WRITTEN EXERCISE: Take the line containing "Output the component" as the first line and the line containing "const subTabs = ['Systemkonfiguration', 'Vorlagen" as the last, and output that span verbatim without any images.

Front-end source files
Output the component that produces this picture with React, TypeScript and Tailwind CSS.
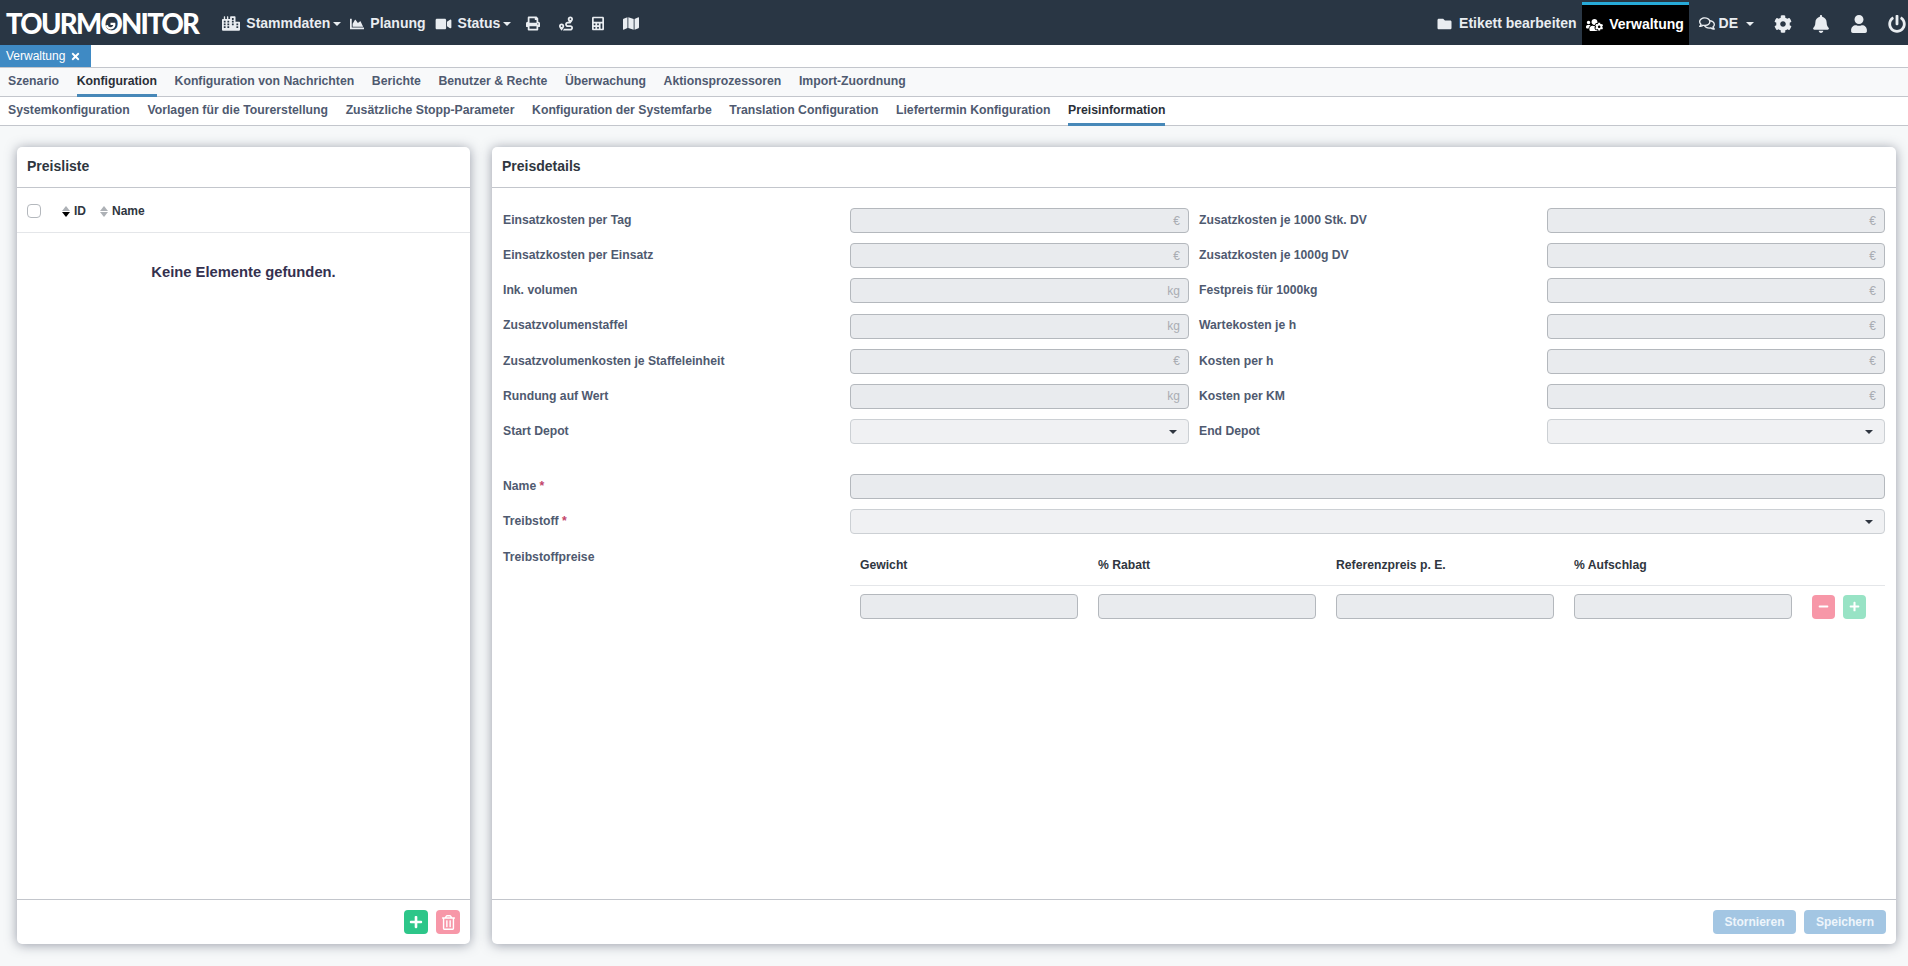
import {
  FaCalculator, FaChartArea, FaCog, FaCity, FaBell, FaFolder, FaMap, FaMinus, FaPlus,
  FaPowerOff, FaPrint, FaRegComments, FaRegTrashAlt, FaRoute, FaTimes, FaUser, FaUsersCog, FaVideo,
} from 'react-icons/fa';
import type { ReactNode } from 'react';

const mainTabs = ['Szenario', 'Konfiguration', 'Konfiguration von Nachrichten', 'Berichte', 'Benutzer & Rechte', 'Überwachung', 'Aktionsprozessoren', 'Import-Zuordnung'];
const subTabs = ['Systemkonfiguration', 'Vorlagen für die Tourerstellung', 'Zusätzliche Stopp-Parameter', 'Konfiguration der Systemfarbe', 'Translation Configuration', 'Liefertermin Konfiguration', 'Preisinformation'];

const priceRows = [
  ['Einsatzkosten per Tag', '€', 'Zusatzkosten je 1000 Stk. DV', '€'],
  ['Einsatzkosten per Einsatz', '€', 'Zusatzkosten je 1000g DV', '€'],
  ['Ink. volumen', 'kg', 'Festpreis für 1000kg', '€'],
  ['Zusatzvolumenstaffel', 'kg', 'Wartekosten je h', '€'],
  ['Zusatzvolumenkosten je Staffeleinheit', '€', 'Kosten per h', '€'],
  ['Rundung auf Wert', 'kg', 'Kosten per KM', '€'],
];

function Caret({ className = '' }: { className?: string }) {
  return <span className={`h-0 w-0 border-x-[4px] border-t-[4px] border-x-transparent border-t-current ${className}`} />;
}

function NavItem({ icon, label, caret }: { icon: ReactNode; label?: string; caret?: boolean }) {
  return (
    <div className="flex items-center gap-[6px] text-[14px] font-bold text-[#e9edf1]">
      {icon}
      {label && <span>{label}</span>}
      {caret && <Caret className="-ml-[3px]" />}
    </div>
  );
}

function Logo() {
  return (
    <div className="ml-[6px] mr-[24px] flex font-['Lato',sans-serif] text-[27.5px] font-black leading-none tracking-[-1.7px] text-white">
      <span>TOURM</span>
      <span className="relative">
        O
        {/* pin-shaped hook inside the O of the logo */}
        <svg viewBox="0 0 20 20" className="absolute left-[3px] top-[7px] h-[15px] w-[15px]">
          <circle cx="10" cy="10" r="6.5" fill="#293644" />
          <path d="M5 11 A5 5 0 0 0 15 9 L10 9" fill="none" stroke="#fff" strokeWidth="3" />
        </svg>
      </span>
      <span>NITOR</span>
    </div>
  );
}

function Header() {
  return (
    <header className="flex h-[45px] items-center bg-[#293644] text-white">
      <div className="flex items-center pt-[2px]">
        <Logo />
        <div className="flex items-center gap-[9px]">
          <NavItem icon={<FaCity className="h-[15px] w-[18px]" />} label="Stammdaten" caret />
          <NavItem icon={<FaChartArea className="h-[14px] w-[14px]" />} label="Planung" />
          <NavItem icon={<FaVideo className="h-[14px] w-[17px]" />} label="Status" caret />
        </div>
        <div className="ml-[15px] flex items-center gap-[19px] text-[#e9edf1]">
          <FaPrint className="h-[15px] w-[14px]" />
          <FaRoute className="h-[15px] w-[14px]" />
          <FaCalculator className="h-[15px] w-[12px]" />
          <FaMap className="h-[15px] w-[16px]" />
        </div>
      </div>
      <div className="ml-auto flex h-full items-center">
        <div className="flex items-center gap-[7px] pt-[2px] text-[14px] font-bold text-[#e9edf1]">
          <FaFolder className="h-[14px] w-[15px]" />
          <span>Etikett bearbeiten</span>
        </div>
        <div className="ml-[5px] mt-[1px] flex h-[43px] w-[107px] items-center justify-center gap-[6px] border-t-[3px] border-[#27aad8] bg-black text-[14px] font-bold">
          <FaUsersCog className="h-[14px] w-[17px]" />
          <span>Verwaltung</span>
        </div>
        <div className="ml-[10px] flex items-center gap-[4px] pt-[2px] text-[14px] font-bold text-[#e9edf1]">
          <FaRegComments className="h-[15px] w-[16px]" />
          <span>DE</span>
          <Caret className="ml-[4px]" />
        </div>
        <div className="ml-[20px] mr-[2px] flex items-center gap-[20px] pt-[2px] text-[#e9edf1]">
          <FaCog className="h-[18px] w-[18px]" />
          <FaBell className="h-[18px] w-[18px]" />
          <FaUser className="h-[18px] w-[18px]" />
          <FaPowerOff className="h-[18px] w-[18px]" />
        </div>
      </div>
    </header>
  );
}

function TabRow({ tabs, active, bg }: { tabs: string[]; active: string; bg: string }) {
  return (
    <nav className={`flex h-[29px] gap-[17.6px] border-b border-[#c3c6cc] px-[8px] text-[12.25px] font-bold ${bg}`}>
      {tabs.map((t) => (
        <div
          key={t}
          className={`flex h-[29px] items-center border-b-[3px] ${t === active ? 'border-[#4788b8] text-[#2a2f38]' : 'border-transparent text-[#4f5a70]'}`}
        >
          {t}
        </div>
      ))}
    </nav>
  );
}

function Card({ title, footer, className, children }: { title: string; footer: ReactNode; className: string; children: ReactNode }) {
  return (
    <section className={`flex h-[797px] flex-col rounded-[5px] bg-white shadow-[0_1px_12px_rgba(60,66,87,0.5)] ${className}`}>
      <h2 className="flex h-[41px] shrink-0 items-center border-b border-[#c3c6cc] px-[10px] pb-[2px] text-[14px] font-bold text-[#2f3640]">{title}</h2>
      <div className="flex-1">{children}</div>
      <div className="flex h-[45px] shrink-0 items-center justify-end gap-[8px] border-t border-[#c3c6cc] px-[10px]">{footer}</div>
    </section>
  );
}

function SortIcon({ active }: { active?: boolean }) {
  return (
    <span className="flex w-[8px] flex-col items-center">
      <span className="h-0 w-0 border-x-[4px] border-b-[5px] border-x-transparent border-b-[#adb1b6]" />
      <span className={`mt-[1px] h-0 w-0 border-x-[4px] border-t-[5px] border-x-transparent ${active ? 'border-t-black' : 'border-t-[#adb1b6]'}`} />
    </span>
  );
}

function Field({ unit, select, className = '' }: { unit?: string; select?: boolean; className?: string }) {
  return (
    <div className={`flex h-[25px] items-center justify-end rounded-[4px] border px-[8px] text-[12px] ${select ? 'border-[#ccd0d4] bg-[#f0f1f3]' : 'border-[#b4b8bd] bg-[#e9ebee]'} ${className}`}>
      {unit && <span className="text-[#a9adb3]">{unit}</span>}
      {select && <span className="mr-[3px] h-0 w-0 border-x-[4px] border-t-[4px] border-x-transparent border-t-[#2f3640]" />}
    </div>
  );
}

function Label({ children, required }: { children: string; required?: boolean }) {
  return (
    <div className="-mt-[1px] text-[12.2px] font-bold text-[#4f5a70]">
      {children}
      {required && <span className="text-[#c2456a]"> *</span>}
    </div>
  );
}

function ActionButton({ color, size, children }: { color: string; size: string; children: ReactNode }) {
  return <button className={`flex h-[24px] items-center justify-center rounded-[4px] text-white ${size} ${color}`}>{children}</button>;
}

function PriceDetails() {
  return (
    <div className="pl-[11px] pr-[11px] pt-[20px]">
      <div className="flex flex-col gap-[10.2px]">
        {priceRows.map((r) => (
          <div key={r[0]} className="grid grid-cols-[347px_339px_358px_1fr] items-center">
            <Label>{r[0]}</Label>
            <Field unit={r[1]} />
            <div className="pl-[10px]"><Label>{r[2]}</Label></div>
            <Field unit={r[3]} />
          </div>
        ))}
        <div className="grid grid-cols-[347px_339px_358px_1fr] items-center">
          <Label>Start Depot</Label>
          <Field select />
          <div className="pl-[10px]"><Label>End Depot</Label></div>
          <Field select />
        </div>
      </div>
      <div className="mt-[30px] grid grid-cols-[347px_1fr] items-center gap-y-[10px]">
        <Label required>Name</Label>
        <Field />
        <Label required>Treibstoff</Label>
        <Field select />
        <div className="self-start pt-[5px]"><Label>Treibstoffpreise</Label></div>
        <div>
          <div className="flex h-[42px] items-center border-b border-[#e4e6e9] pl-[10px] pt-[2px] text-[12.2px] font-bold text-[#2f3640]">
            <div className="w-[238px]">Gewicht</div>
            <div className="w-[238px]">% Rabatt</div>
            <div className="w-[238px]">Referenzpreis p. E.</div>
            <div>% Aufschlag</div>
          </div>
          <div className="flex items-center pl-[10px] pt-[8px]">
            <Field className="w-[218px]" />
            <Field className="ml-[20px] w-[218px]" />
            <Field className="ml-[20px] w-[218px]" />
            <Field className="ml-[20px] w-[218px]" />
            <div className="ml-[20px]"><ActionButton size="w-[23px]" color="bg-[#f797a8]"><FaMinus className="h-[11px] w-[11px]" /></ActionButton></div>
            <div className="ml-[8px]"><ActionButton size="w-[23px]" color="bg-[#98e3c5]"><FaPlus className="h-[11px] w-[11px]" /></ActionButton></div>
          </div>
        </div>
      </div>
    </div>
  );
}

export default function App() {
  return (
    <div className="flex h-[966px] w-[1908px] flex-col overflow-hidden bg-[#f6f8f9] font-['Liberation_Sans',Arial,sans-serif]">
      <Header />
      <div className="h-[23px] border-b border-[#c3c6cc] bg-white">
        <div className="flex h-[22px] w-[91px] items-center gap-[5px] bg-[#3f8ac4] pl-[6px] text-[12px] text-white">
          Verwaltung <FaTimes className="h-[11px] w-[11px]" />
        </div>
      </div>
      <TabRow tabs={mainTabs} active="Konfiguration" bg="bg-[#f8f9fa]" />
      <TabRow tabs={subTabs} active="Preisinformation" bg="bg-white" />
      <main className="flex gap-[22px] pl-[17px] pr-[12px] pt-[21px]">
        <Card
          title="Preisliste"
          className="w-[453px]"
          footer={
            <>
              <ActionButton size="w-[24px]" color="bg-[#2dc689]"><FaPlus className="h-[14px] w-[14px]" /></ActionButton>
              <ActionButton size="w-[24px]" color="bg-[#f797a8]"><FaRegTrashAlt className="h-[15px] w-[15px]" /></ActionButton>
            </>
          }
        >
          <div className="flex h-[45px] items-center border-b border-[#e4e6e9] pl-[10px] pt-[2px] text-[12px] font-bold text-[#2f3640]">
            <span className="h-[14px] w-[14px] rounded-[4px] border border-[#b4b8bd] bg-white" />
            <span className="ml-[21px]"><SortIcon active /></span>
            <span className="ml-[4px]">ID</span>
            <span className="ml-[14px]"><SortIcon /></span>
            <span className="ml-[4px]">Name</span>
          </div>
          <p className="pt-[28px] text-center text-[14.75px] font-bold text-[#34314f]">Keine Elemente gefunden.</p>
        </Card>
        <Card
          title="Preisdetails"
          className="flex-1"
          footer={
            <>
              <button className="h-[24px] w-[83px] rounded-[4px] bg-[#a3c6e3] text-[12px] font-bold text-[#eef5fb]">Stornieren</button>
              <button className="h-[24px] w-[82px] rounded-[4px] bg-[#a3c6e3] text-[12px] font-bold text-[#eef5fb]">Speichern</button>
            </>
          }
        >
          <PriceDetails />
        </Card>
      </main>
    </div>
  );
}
--
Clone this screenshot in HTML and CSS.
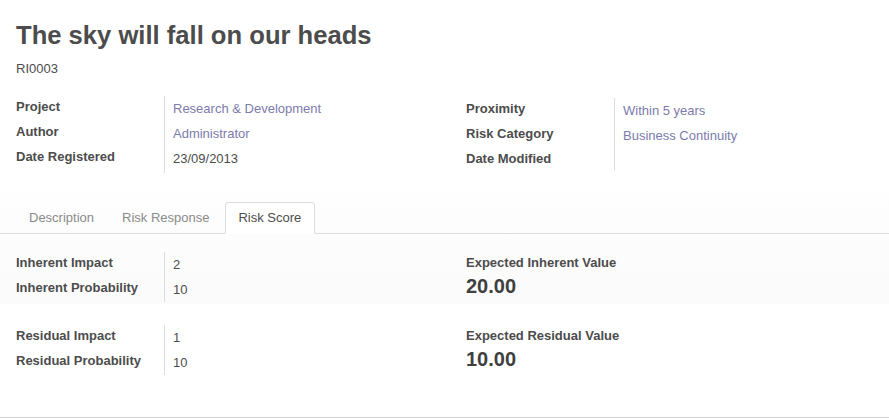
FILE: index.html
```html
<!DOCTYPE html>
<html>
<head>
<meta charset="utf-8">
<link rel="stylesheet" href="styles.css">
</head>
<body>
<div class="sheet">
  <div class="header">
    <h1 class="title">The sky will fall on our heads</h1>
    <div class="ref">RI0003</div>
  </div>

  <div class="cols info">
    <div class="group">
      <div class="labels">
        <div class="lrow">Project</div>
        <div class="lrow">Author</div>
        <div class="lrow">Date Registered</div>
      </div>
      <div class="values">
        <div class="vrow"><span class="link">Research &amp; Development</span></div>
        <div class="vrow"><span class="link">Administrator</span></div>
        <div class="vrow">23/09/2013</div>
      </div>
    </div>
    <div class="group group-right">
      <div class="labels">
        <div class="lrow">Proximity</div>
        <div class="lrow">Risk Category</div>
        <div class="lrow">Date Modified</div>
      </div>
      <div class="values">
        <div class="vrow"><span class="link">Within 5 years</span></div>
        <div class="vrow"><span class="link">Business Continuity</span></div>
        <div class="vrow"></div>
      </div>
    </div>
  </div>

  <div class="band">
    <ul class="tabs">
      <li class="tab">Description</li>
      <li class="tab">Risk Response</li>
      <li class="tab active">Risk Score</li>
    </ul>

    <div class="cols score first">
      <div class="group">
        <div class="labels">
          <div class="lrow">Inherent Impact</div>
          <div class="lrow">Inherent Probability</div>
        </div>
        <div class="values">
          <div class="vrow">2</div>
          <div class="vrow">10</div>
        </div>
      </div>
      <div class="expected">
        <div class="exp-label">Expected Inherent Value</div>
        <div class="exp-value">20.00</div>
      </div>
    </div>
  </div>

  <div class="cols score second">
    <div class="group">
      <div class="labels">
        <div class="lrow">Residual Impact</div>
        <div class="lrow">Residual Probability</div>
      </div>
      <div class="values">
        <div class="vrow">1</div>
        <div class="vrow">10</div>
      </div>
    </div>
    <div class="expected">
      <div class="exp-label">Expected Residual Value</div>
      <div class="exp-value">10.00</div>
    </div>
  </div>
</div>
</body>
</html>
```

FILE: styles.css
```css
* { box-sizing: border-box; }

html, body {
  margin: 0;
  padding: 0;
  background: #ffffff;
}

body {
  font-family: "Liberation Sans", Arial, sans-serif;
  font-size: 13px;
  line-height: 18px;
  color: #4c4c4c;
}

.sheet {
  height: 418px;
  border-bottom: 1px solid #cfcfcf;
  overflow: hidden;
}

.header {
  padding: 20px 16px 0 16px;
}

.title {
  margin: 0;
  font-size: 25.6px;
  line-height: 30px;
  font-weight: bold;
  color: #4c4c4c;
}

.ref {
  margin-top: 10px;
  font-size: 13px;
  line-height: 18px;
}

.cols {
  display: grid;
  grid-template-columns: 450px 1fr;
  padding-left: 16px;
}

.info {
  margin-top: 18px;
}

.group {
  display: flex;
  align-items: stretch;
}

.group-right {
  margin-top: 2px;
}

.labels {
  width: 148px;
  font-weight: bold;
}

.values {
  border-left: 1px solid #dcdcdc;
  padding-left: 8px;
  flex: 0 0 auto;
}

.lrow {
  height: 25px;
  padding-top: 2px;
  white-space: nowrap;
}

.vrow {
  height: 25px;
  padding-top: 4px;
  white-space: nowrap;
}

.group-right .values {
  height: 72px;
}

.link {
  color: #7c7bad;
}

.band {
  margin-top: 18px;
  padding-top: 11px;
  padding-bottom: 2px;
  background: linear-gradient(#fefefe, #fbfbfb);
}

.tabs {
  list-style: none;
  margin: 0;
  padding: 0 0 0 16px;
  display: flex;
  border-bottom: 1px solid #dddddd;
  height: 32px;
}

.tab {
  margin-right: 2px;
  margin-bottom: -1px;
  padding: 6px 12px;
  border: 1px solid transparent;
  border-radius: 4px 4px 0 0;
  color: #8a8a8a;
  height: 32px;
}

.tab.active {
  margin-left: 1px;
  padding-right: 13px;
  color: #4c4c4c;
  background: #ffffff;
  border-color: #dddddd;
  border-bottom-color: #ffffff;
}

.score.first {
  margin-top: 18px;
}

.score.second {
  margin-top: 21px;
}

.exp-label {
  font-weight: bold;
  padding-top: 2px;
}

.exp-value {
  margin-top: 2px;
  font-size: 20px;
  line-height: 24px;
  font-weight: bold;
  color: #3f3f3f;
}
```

SOLVED PROBLEM:
Output the component that produces this picture with React, TypeScript and Tailwind CSS.
import {
  FaCalculator, FaChartArea, FaCog, FaCity, FaBell, FaFolder, FaMap, FaMinus, FaPlus,
  FaPowerOff, FaPrint, FaRegComments, FaRegTrashAlt, FaRoute, FaTimes, FaUser, FaUsersCog, FaVideo,
} from 'react-icons/fa';
import type { ReactNode } from 'react';

const mainTabs = ['Szenario', 'Konfiguration', 'Konfiguration von Nachrichten', 'Berichte', 'Benutzer & Rechte', 'Überwachung', 'Aktionsprozessoren', 'Import-Zuordnung'];
const subTabs = ['Systemkonfiguration', 'Vorlagen für die Tourerstellung', 'Zusätzliche Stopp-Parameter', 'Konfiguration der Systemfarbe', 'Translation Configuration', 'Liefertermin Konfiguration', 'Preisinformation'];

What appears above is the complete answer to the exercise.